Town hall in Alès, France

The Hôtel de Ville (/fr/, City Hall) is a municipal building in Alès, Gard, in southern France, standing on Place de l'Hôtel de Ville. It was designated a monument historique by the French government in 1963.

==History==
The consuls met in a house near one of the city gates in the Middle Ages. After relocating to a building on the Grand-Rue in the early 16th century, they had occupied a room on the east side of Rue Soubeiranne by 1534. They then moved to a building on Rue Saint-Vincent, just behind the Abbey of Saint-Bernard, in July 1682.

In 1732, after the property was deemed cramped, not least because it was also being used as the meeting place of the diocesan assembly, the consuls decided to commission a proper town hall. The project was jointly financed by the consuls and the diocese. Following a flood in 1741, progress was slow, but construction was underway by 1750. The new building was designed by Guillaume Rollin in the neoclassical style, built by Jean Saussines in ashlar stone and was externally complete by 1752. Following internal decoration, the building was officially opened on 24 July 1755.

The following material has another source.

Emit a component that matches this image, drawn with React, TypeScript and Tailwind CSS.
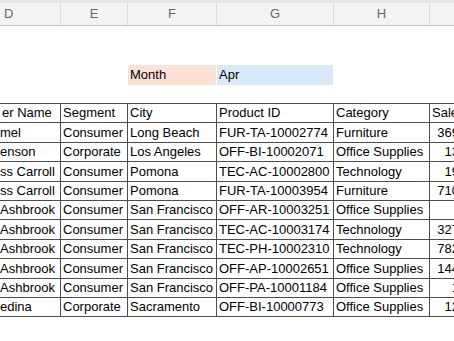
const cols = 'grid grid-cols-[60px_66px_88px_116px_95px_60px] gap-x-px';

const letters = ['D', 'E', 'F', 'G', 'H', ''];

const header = ['er Name', 'Segment', 'City', 'Product ID', 'Category', 'Sales'];

const rows: string[][] = [
  ['mel', 'Consumer', 'Long Beach', 'FUR-TA-10002774', 'Furniture', '369.91'],
  ['enson', 'Corporate', 'Los Angeles', 'OFF-BI-10002071', 'Office Supplies', '13.36'],
  ['ss Carroll', 'Consumer', 'Pomona', 'TEC-AC-10002800', 'Technology', '19.46'],
  ['ss Carroll', 'Consumer', 'Pomona', 'FUR-TA-10003954', 'Furniture', '710.53'],
  ['Ashbrook', 'Consumer', 'San Francisco', 'OFF-AR-10003251', 'Office Supplies', '6.4'],
  ['Ashbrook', 'Consumer', 'San Francisco', 'TEC-AC-10003174', 'Technology', '327.34'],
  ['Ashbrook', 'Consumer', 'San Francisco', 'TEC-PH-10002310', 'Technology', '782.24'],
  ['Ashbrook', 'Consumer', 'San Francisco', 'OFF-AP-10002651', 'Office Supplies', '144.23'],
  ['Ashbrook', 'Consumer', 'San Francisco', 'OFF-PA-10001184', 'Office Supplies', '1.65'],
  ['edina', 'Corporate', 'Sacramento', 'OFF-BI-10000773', 'Office Supplies', '12.64'],
];

export default function App() {
  return (
    <div className="w-[454px] h-[341px] overflow-hidden bg-white text-[13px] text-black font-['Liberation_Sans',Arial,sans-serif]">
      {/* Column letters */}
      <div className="h-[26px] bg-[#f3f3f3] border-t-[3px] border-[#e4e4e4] border-b border-b-[#c6c6c6]">
        <div className={`${cols} h-full`}>
          {letters.map((l, i) => (
            <div
              key={i}
              className={`flex items-center text-[#666666] border-r border-[#dcdcdc] -mr-px ${i === 0 ? 'justify-start pl-[4px]' : 'justify-center'}`}
            >
              {l}
            </div>
          ))}
        </div>
      </div>

      {/* Empty rows + Month selector */}
      <div className="h-[39px]" />
      <div className={`${cols} h-[19px] items-stretch`}>
        <div />
        <div />
        <div className="bg-[#fbe2d5] flex items-center pl-[2px] mb-px">Month</div>
        <div className="bg-[#dae9f8] flex items-center pl-[2px] mb-px">Apr</div>
      </div>
      <div className="h-[19px]" />

      {/* Data table */}
      <div className={`${cols} bg-[#4d4d4d] gap-y-px border-y border-[#4d4d4d]`}>
        {header.map((h, i) => (
          <div key={i} className="h-[18.4px] bg-white flex items-center pl-[2px] whitespace-nowrap overflow-hidden">
            {h}
          </div>
        ))}
        {rows.map((r, ri) =>
          r.map((c, ci) => (
            <div
              key={`${ri}-${ci}`}
              className={`h-[18.4px] bg-white flex items-center whitespace-nowrap overflow-hidden ${ci === 5 ? 'justify-end pr-[13px]' : ci === 0 ? 'pl-0' : 'pl-[2px]'}`}
            >
              {c}
            </div>
          ))
        )}
      </div>
    </div>
  );
}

The design involved a symmetrical main frontage of seven bays facing Place de l'Hôtel de Ville. The central bay featured a segmental headed doorway with a moulded surround and a keystone. The doorway was flanked by rocailles supporting a balcony and there was a round headed French door with a moulded surround on the first floor. The central bay was flanked by full-height pilasters supporting an open pediment containing carvings, behind which, there was a small bell tower. The other bays were fenestrated by segmental headed windows with stone surrounds and masks on the ground floor and by segmental headed windows with stone surrounds and keystones on the first floor. At roof level, there was a parapet and, at the corners, there were quoins and finials. Internally, the principal room was the Salle des États du Languedoc (Room of the Estates of Languedoc), which was richly decorated with chandeliers and mirrors.

During the French Revolution the town hall became dilapidated, and urgent repairs were completed by a local mason, Raimond Roque, in 1806. The bell tower was replaced by a clock supported by scrolls in 1859. After the liberation of the town by troops of the French Forces of the Interior on 21 August 1944, during the Second World War, André Bruguerolle and Marcel Cassagne were sent as scouts on behalf of the local resistance commander, Marcel Bruguier (known by his pseudonym "Audibert"), to take possession of the town hall.

A stained glass window installed on the staircase was the work of the local artist, Pierre André Benoit, active in the post-war era until his death in 1993. An administrative services building, known as Mairie Prim, was designed in the modern style, built in concrete and glass and was opened on Rue Michelet in 2007.